When we fished, we covered a lot of water, from Fort Adams on Aquidneck Island, around the Point Judith Lighthouse towards Watch Hill, nearly to the New York border. Honestly, I lost track, but it doesn’t matter. I hooked both fish on the ocean side of the Quonochontaug Breachway. The water was often deep, 30 feet, 70 feet, whatever, it wasn’t Galveston Bay, where, if you fall out of the boat, the first thing to do to save yourself is stand up. Much of the Texas water we usually fish is a foot to three feet deep. This was much closer to fishing the Gulf itself than the Gulf’s bays.
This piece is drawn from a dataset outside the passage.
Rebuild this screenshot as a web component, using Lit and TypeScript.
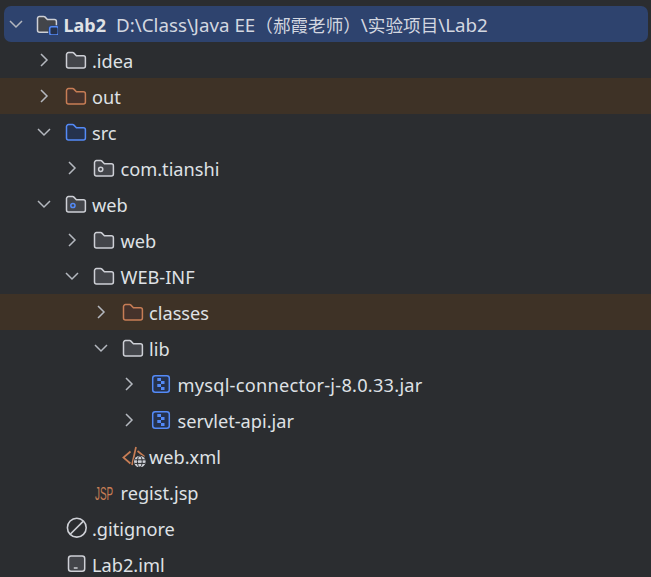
import { LitElement, html, css, svg } from "lit";
import { customElement } from "lit/decorators.js";

const GRAY = { s: "#ced0d6", f: "#43454a" };
const ORANGE = { s: "#c77d55", f: "#45322b" };
const BLUE = { s: "#548af7", f: "#25324d" };

const folderPath = "M1.5 5.6a2 2 0 0 1 2-2h4.1c.5 0 1 .2 1.3.5l2.5 2.6h7a2 2 0 0 1 2 2V17a2 2 0 0 1-2 2H3.5a2 2 0 0 1-2-2z";
const ic = (inner: unknown) => html`<svg class="ic" viewBox="0 0 22 22" width="22" height="22" fill="none">${inner}</svg>`;
const folder = (c: { s: string; f: string }) => ic(svg`<path d=${folderPath} fill=${c.f} stroke=${c.s} stroke-width="1.5"/>`);

const icons: Record<string, () => unknown> = {
  gray: () => folder(GRAY),
  orange: () => folder(ORANGE),
  blue: () => folder(BLUE),
  pkg: () => ic(svg`<path d=${folderPath} fill=${GRAY.f} stroke=${GRAY.s} stroke-width="1.5"/><circle cx="7.7" cy="12.3" r="2.1" stroke=${GRAY.s} stroke-width="1.5"/>`),
  webroot: () => ic(svg`<path d=${folderPath} fill=${GRAY.f} stroke=${GRAY.s} stroke-width="1.5"/><circle cx="7.9" cy="12.5" r="2.1" stroke=${BLUE.s} stroke-width="1.5"/>`),
  module: () => ic(svg`<path d="M1.5 5.4a2 2 0 0 1 2-2h4.1c.5 0 1 .2 1.3.5l2.5 2.6h7a2 2 0 0 1 2 2v8.7a2 2 0 0 1-2 2H3.5a2 2 0 0 1-2-2z" fill=${GRAY.f} stroke=${GRAY.s} stroke-width="1.5"/><rect x="12.2" y="12.2" width="11" height="10.6" rx="2.6" fill="#2e436e"/><rect x="13.7" y="13.7" width="8.6" height="8.3" rx="2" fill="#25324d" stroke=${BLUE.s} stroke-width="1.5"/>`),
  jar: () => ic(svg`<rect x="2.7" y="2.7" width="16.6" height="16.6" rx="2.5" fill=${BLUE.f} stroke=${BLUE.s} stroke-width="1.5"/><g fill=${BLUE.s}><rect x="7.3" y="5" width="3.7" height="3"/><rect x="11" y="8" width="3.5" height="3"/><rect x="7.3" y="11" width="3.7" height="3"/><rect x="11" y="14" width="3.5" height="3"/></g>`),
  xml: () => html`<svg class="ic" viewBox="0 0 24 22" width="24" height="22" fill="none" style="margin-right:-2px">${svg`<g stroke=${ORANGE.s} stroke-width="1.7" fill="none"><path d="M8.5 6.5 1.4 12.5l7 6"/><path d="M14 2 10 20"/><path d="M15.5 6l7 5.6"/></g><circle cx="17.8" cy="16.6" r="6.6" fill="#2b2d30"/><circle cx="17.8" cy="16.6" r="5.8" fill="#ced0d6"/><g stroke="#2b2d30" stroke-width="1" fill="none"><ellipse cx="17.8" cy="16.6" rx="2.4" ry="5.6"/><path d="M12.5 14.8h10.6M12.5 18.4h10.6"/></g>`}</svg>`,
  jsp: () => html`<svg class="ic" viewBox="0 0 22 22" width="22" height="22" style="overflow:visible">${svg`<text transform="translate(2 19) scale(.55 1)" fill=${ORANGE.s} font-family="Liberation Sans, sans-serif" font-size="18">JSP</text>`}</svg>`,
  ignore: () => ic(svg`<circle cx="11.8" cy="10.7" r="9.4" stroke=${GRAY.s} stroke-width="1.6" fill="#2b2d30"/><path d="M5.2 17.3 18.4 4.1" stroke=${GRAY.s} stroke-width="1.6"/>`),
  iml: () => ic(svg`<rect x="3.5" y="3" width="16.2" height="15.3" rx="2.5" fill=${GRAY.f} stroke=${GRAY.s} stroke-width="1.5"/><path d="M8.8 15h3.8" stroke=${GRAY.s} stroke-width="1.5"/>`),
};

interface Row { level: number; chev?: "r" | "d"; icon: string; label: string; tint?: boolean; track?: number; }

const rows: Row[] = [
  { level: 1, chev: "r", icon: "gray", label: ".idea" },
  { level: 1, chev: "r", icon: "orange", label: "out", tint: true },
  { level: 1, chev: "d", icon: "blue", label: "src" },
  { level: 2, chev: "r", icon: "pkg", label: "com.tianshi" },
  { level: 1, chev: "d", icon: "webroot", label: "web" },
  { level: 2, chev: "r", icon: "gray", label: "web" },
  { level: 2, chev: "d", icon: "gray", label: "WEB-INF" },
  { level: 3, chev: "r", icon: "orange", label: "classes", tint: true },
  { level: 3, chev: "d", icon: "gray", label: "lib" },
  { level: 4, chev: "r", icon: "jar", label: "mysql-connector-j-8.0.33.jar", track: 0.25 },
  { level: 4, chev: "r", icon: "jar", label: "servlet-api.jar" },
  { level: 3, icon: "xml", label: "web.xml" },
  { level: 2, icon: "jsp", label: "regist.jsp" },
  { level: 1, icon: "ignore", label: ".gitignore" },
  { level: 1, icon: "iml", label: "Lab2.iml" },
];

const chevron = (c?: "r" | "d") =>
  html`<span class="chev">${c
    ? html`<svg viewBox="0 0 22 22" width="22" height="22" fill="none" stroke="#b4b8bf" stroke-width="1.5"><path d=${c === "r" ? "M8 5l6 6-6 6" : "M5 8l6 6 6-6"}/></svg>`
    : null}</span>`;

@customElement("app-root")
export class AppRoot extends LitElement {
  static styles = css`
    :host {
      display: block;
      height: 577px;
      overflow: hidden;
      background: #2b2d30;
      color: #dfe1e5;
      font-family: "Noto Sans", "Noto Sans CJK SC", sans-serif;
      font-size: 18.2px;
    }
    .tree { padding-top: 6px; }
    .row {
      display: flex;
      align-items: center;
      height: 36px;
      white-space: nowrap;
    }
    .root {
      margin: 0 3px 0 4px;
      padding-left: 1px;
      background: #2e436e;
      border-radius: 7px;
    }
    .root .chev { margin-right: 9px; }
    .tint { background: #3e3226; }
    .chev { width: 22px; height: 22px; flex: none; margin-right: 10px; }
    .ic, .chev svg { display: block; flex: none; }
    .label { margin-left: 5.5px; padding-top: 2px; line-height: 34px; }
    .root .label { padding-top: 1px; line-height: 35px; }
    .name { font-weight: 700; font-size: 18px; }
    .path { margin-left: 10px; color: #d3d7e0; font-size: 18.75px; }
    .cjk { font-size: 17.6px; }
  `;

  render() {
    return html`<div class="tree">
      <div class="row root">
        ${chevron("d")}${icons.module()}
        <span class="label"><span class="name">Lab2</span><span class="path">D:\\Class\\Java EE<span class="cjk">（郝霞老师）</span>\\<span class="cjk">实验项目</span>\\Lab2</span></span>
      </div>
      ${rows.map(
        (r) => html`<div class="row ${r.tint ? "tint" : ""}" style="padding-left:${4 + r.level * 28.5}px">
          ${chevron(r.chev)}${icons[r.icon]()}<span class="label" style=${r.track ? `letter-spacing:${r.track}px` : ""}>${r.label}</span>
        </div>`
      )}
    </div>`;
  }
}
And did I mention there were swells?
The loss of the other fish I hooked was totally my fault. Taylor was trying to bring fish up with a teaser, a hookless plug that he skated across the surface on a spinning rod. I cast in behind the teaser and got a hit but failed to set the hook. I do this a lot. I think it’s a combination of basic laziness and bad habits gleaned from too much trust that the fish shares my ultimate goal. Plus I’m not really too concerned when I lose a fish. When something hits hard, I too-often assume it’s well-hooked and don’t bother to strip set. User error. So whatever it was I hooked I played it for a bit and then it was gone. I never should have lost that fish.
Late in the morning we drifted in the midst of a swarm of batfish–Taylor said it was a ball of Atlantic silversides, but a ball of baitfish sounds too much like those rural legends of cowboys and balls of water moccasins for my taste–anyway it was a big to-do of a million zillion very small baitfish that we cast into the midst of hoping for a false albacore take. That was kind of the point of the day. In the fall the false albacore (which is, depending on the internet description you read, either the smallest tuna or the largest mackerel or both) follow the baitfish down the Atlantic coast from Canada to Florida. I don’t even think they have RVs. There were gulls everywhere, which was how we knew we were in the right place, and for a bit I forgot the swells. False albacore are fast, tuna fast, and at least three times I watched the flash of gold-shouldered predator up through the baitfish swarm and then it would be gone. And then they were all gone, baitfish, seagulls, false albacore, all of them, gone.
And I didn’t get another take, so now we get to go back to Rhode Island. Next time I’ll bring scopolamine.
You just can’t show a rough passage in still photos. Dang it.